Uma das perguntas que me mais me colocaram no ano passado quando publiquei o livro Grandes Mistérios da História de Portugal prendeu-se com o processo de descoberta dos 14 episódios ali narrados. Provavelmente essa mesma questão ser-me-á colocada quando lançar o próximo livro (se tudo correr bem, este verão) com mais estórias curiosas, misteriosas, bizarras da história do nosso país. Para quem não tem prática na investigação (histórica ou jornalística), este poderá ser um verdadeiro mistério.
Não há qualquer segredo, mas também não há uma fórmula, muito menos mágica. O processo de investigação depende de múltiplos factores, alguns dos quais não controlamos, e não é linear. O plano que eventualmente tracemos inicialmente nem sempre será cumprido, e isso não é obrigatoriamente mau.
Antes de iniciar a investigação para o Grandes Mistérios da História de Portugal, elaborei uma lista com episódios que queria explorar. À medida que fui analisando as fontes disponíveis, algumas foram abandonadas e outras acrescentadas.
Devemos ter consciência de que nem sempre será possível escavar uma estória tão a fundo quanto desejávamos. Por não existirem fontes suficientes que a sustentem ou por a estória em si se esgotar em poucas páginas. Quando isto acontece, podemos reler o texto e perceber que aspectos da estória podem ainda ser explorados, e revisitar as fontes.
Numa primeira leitura, poder-nos-ão escapar informações que, embora não fundamentais, podem ajudar a compor melhor o texto. Ou, então, contextualizar a época histórica em que a estória ocorreu.
Não havendo uma fórmula mágica para descobrir histórias misteriosas, da minha prática, julgo importante conjugarem-se três condições para levar esta tarefa a bom porto:
Quando gostamos muito de algo, parece que tudo corre melhor, e que os contratempos que naturalmente vão surgir são mais facilmente ultrapassados. Investigar obriga-nos a passar muitas horas (muitos dias, semanas, meses) em arquivos e bibliotecas, e nem todos são locais agradáveis, e nem todos têm horários de funcionamento ajustados ao ritmo que queremos imprimir ao nosso trabalho.
Felizmente, hoje, há muitos arquivos digitais, e há que não descurar a procura de fontes em arquivos internacionais (vai surpreender-se com o que encontrará). Investigar pode ser um trabalho solitário (mesmo quando se está a trabalhar em equipa), e que nos obriga a investir tempo também a reflectir. Gostar (mesmo muito) deste trabalho é essencial para que tudo corra bem;
Ter bem definido aquilo que queremos encontrar é muito importante. Ter isso sempre presente quando analisamos as fontes, também. Tanto para o Grandes Mistérios da História de Portugal como para o livro que estou a escrever, utilizei fontes que já tinha consultado anteriormente.

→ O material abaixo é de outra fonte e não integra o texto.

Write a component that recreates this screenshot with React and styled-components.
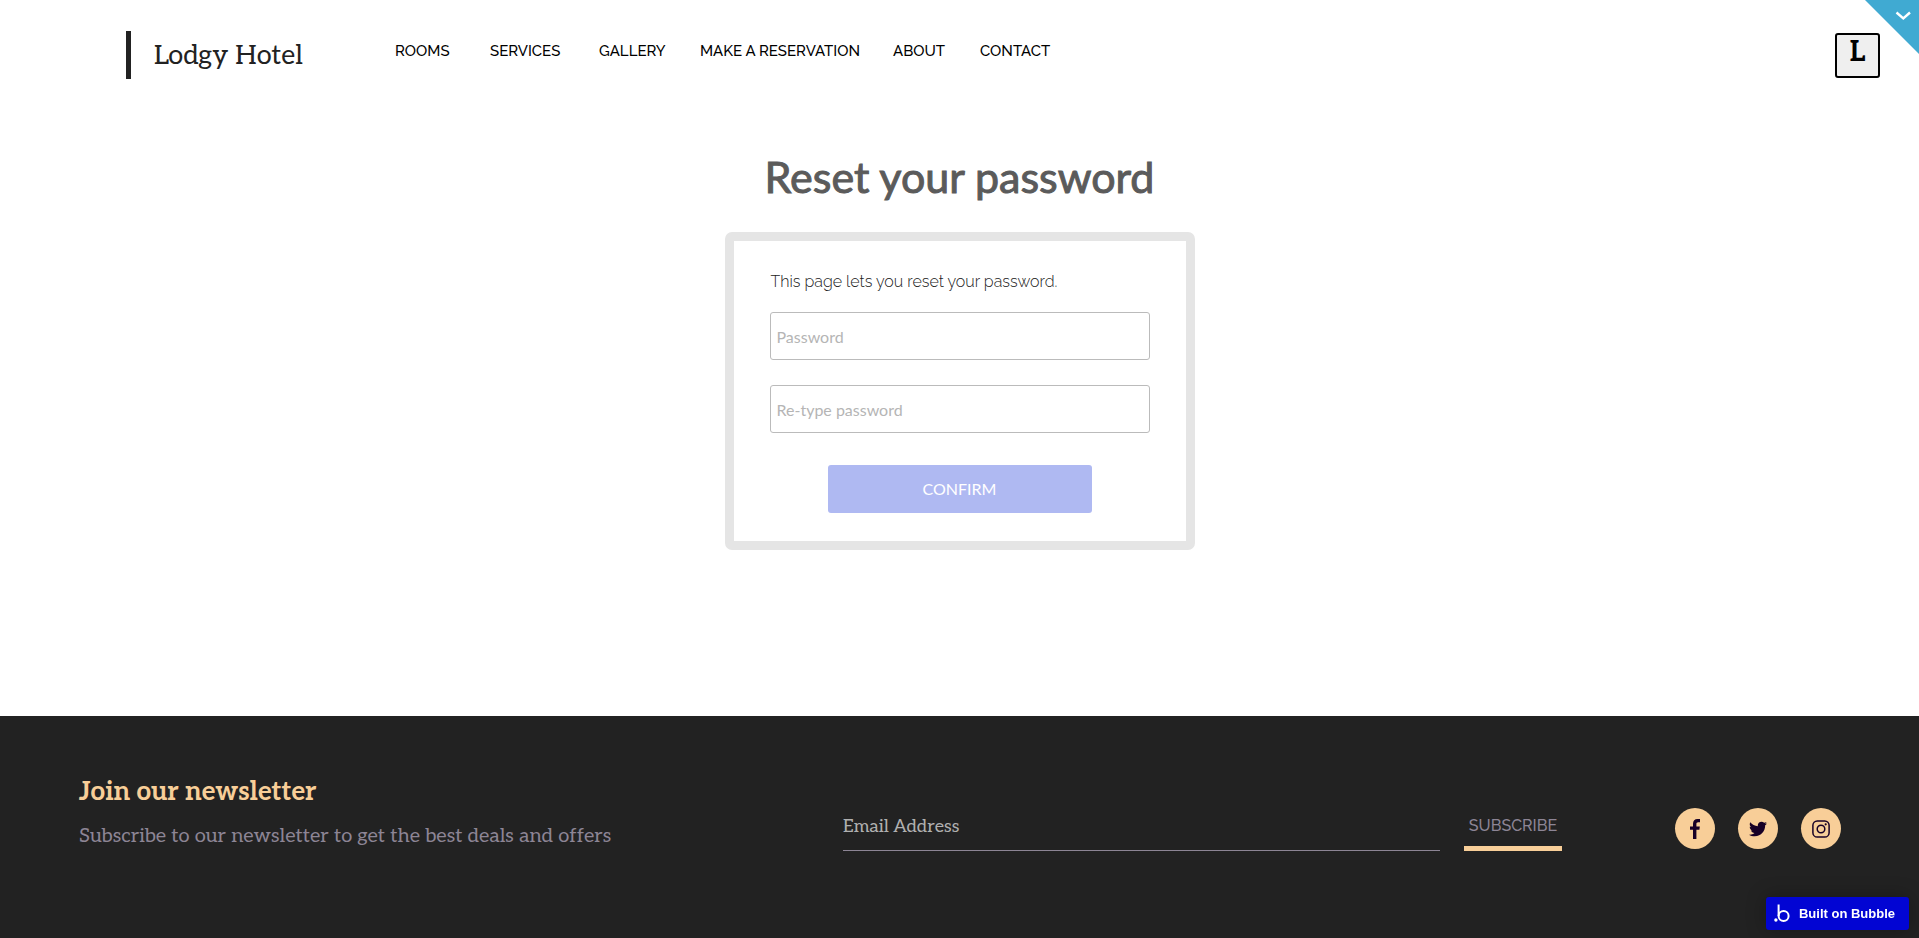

No entanto, como o meu foco era outro, estas estórias acabaram por escapar ao meu olhar. Elas sempres estiveram lá, mas eu não as vi, porque a minha atenção estava concentrada num outro assunto. O foco é essencial, mas não deve ser tão apertado que não nos permita ver o que se passa à volta.
Por vezes encontramos outras estórias interessantes que poderão ser aproveitados para outros projectos. Algumas das estórias que tenho encontrado estão a ser divulgadas no jornal Faktual;
Se tivermos tempo suficiente, uma vez (aparentemente) terminada a escrita da estória, devemos deixá-la repousar. Ao retomá-la (uma, duas, três semanas depois), devemos lê-la como se fosse a primeira vez e verificar se há perguntas ainda sem resposta. Ser curioso, neste caso, é muito positivo. Querer saber mais, e mais, e mais ajuda-nos a ir à procura de novas fontes, o que pode ser muito enriquecedor para o nosso trabalho. Sabe aquelas crianças que estão sempre a perguntar porquê, porquê, porquê? Devemos fazer o mesmo exercício.
Estes são, para mim, as três principais condições que devem estar reunidas para iniciar a descoberta de estórias misteriosas, curiosas e bizarras. A partir daqui, só pode correr bem.